Recorded information:
----------------------------------------

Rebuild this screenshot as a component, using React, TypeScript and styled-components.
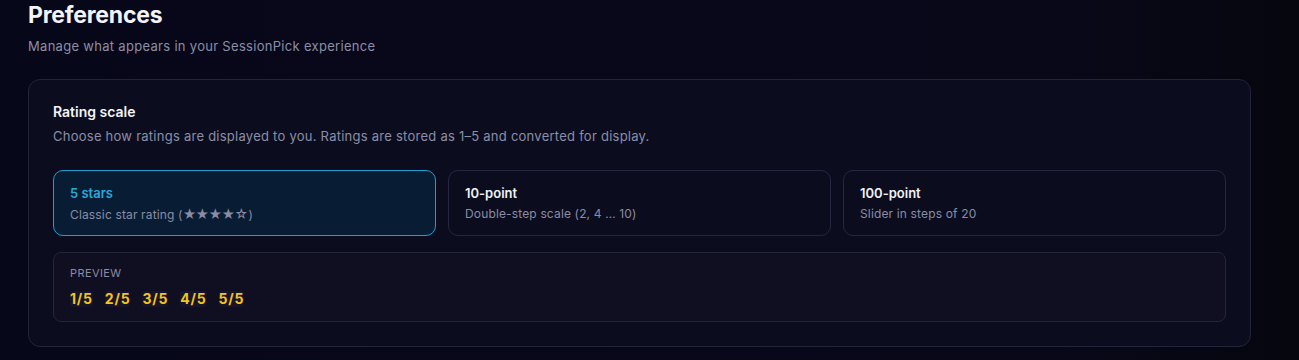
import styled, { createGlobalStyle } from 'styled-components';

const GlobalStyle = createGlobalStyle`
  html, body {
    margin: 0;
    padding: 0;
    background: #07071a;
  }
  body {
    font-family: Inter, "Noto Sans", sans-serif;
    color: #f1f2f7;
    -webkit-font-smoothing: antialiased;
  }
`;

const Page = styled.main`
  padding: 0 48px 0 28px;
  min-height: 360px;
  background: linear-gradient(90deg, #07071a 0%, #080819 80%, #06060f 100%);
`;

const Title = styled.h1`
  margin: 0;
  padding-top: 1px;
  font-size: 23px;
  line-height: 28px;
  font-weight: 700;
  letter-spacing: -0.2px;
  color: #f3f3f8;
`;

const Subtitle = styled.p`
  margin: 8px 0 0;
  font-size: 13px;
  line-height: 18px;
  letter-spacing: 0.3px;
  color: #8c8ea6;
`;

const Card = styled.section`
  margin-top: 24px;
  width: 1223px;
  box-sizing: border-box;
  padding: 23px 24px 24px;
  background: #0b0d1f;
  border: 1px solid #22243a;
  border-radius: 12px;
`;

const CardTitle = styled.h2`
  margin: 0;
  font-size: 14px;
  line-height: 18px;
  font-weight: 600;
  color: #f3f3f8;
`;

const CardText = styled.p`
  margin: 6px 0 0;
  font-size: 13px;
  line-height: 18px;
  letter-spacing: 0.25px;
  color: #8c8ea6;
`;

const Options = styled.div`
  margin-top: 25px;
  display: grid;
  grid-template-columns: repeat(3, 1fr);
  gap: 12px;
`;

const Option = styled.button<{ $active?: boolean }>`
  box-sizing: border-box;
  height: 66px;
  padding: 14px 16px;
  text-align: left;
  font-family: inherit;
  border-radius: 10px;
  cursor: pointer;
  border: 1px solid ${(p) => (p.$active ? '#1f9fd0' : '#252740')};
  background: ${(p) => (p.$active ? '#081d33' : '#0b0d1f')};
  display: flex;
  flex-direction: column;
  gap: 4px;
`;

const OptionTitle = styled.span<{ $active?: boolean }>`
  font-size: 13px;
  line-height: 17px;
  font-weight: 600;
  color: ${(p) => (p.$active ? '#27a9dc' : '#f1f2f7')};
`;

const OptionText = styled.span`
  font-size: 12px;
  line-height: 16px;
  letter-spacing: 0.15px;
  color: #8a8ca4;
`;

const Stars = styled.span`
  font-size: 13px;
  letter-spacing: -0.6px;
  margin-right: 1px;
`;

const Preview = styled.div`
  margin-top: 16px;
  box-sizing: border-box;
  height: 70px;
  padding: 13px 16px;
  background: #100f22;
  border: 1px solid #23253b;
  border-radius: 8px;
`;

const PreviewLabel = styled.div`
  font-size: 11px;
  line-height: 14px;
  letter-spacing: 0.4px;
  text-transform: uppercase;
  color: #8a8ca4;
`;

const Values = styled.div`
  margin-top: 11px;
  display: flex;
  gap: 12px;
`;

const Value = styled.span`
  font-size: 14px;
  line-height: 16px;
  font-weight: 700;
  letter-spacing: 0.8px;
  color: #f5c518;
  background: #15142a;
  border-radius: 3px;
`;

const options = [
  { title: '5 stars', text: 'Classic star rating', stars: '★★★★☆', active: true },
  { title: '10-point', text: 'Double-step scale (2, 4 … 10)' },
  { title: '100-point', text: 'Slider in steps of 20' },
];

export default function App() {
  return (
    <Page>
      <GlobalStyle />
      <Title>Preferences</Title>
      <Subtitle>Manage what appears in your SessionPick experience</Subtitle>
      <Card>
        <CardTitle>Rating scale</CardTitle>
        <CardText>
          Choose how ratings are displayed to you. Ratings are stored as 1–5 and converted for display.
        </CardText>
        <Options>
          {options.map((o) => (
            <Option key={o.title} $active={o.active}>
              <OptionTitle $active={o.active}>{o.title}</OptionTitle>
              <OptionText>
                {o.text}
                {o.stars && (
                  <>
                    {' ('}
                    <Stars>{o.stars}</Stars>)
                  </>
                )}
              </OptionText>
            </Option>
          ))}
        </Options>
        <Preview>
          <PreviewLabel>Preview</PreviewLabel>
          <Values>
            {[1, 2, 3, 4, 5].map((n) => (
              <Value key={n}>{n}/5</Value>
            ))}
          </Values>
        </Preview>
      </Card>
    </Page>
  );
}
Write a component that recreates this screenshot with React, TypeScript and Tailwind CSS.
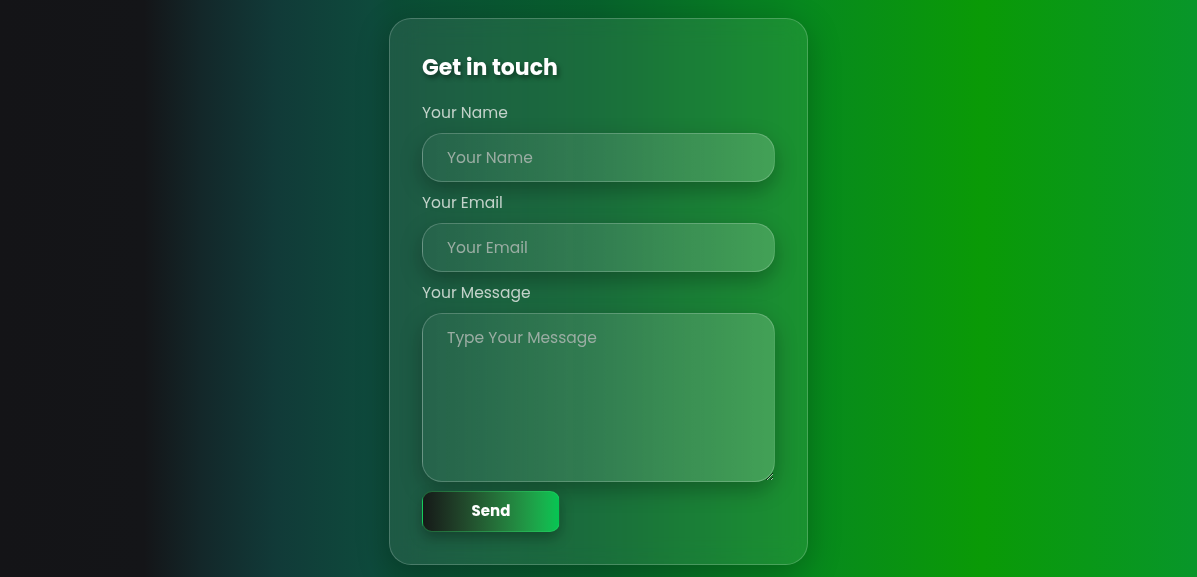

----------------------------------------

Work to complete:
Return all of the data exactly as written, and drop the pictures.

Written answer:
Rebuild this screenshot as a component, using React, TypeScript and styled-components.
import styled, { createGlobalStyle } from 'styled-components';

const GlobalStyle = createGlobalStyle`
  html, body {
    margin: 0;
    padding: 0;
    background: #07071a;
  }
  body {
    font-family: Inter, "Noto Sans", sans-serif;
    color: #f1f2f7;
    -webkit-font-smoothing: antialiased;
  }
`;

const Page = styled.main`
  padding: 0 48px 0 28px;
  min-height: 360px;
  background: linear-gradient(90deg, #07071a 0%, #080819 80%, #06060f 100%);
`;

const Title = styled.h1`
  margin: 0;
  padding-top: 1px;
  font-size: 23px;
  line-height: 28px;
  font-weight: 700;
  letter-spacing: -0.2px;
  color: #f3f3f8;
`;

const Subtitle = styled.p`
  margin: 8px 0 0;
  font-size: 13px;
  line-height: 18px;
  letter-spacing: 0.3px;
  color: #8c8ea6;
`;

const Card = styled.section`
  margin-top: 24px;
  width: 1223px;
  box-sizing: border-box;
  padding: 23px 24px 24px;
  background: #0b0d1f;
  border: 1px solid #22243a;
  border-radius: 12px;
`;

const CardTitle = styled.h2`
  margin: 0;
  font-size: 14px;
  line-height: 18px;
  font-weight: 600;
  color: #f3f3f8;
`;

const CardText = styled.p`
  margin: 6px 0 0;
  font-size: 13px;
  line-height: 18px;
  letter-spacing: 0.25px;
  color: #8c8ea6;
`;

const Options = styled.div`
  margin-top: 25px;
  display: grid;
  grid-template-columns: repeat(3, 1fr);
  gap: 12px;
`;

const Option = styled.button<{ $active?: boolean }>`
  box-sizing: border-box;
  height: 66px;
  padding: 14px 16px;
  text-align: left;
  font-family: inherit;
  border-radius: 10px;
  cursor: pointer;
  border: 1px solid ${(p) => (p.$active ? '#1f9fd0' : '#252740')};
  background: ${(p) => (p.$active ? '#081d33' : '#0b0d1f')};
  display: flex;
  flex-direction: column;
  gap: 4px;
`;

const OptionTitle = styled.span<{ $active?: boolean }>`
  font-size: 13px;
  line-height: 17px;
  font-weight: 600;
  color: ${(p) => (p.$active ? '#27a9dc' : '#f1f2f7')};
`;

const OptionText = styled.span`
  font-size: 12px;
  line-height: 16px;
  letter-spacing: 0.15px;
  color: #8a8ca4;
`;

const Stars = styled.span`
  font-size: 13px;
  letter-spacing: -0.6px;
  margin-right: 1px;
`;

const Preview = styled.div`
  margin-top: 16px;
  box-sizing: border-box;
  height: 70px;
  padding: 13px 16px;
  background: #100f22;
  border: 1px solid #23253b;
  border-radius: 8px;
`;

const PreviewLabel = styled.div`
  font-size: 11px;
  line-height: 14px;
  letter-spacing: 0.4px;
  text-transform: uppercase;
  color: #8a8ca4;
`;

const Values = styled.div`
  margin-top: 11px;
  display: flex;
  gap: 12px;
`;

const Value = styled.span`
  font-size: 14px;
  line-height: 16px;
  font-weight: 700;
  letter-spacing: 0.8px;
  color: #f5c518;
  background: #15142a;
  border-radius: 3px;
`;

const options = [
  { title: '5 stars', text: 'Classic star rating', stars: '★★★★☆', active: true },
  { title: '10-point', text: 'Double-step scale (2, 4 … 10)' },
  { title: '100-point', text: 'Slider in steps of 20' },
];

export default function App() {
  return (
    <Page>
      <GlobalStyle />
      <Title>Preferences</Title>
      <Subtitle>Manage what appears in your SessionPick experience</Subtitle>
      <Card>
        <CardTitle>Rating scale</CardTitle>
        <CardText>
          Choose how ratings are displayed to you. Ratings are stored as 1–5 and converted for display.
        </CardText>
        <Options>
          {options.map((o) => (
            <Option key={o.title} $active={o.active}>
              <OptionTitle $active={o.active}>{o.title}</OptionTitle>
              <OptionText>
                {o.text}
                {o.stars && (
                  <>
                    {' ('}
                    <Stars>{o.stars}</Stars>)
                  </>
                )}
              </OptionText>
            </Option>
          ))}
        </Options>
        <Preview>
          <PreviewLabel>Preview</PreviewLabel>
          <Values>
            {[1, 2, 3, 4, 5].map((n) => (
              <Value key={n}>{n}/5</Value>
            ))}
          </Values>
        </Preview>
      </Card>
    </Page>
  );
}
Write a component that recreates this screenshot with React, TypeScript and Tailwind CSS.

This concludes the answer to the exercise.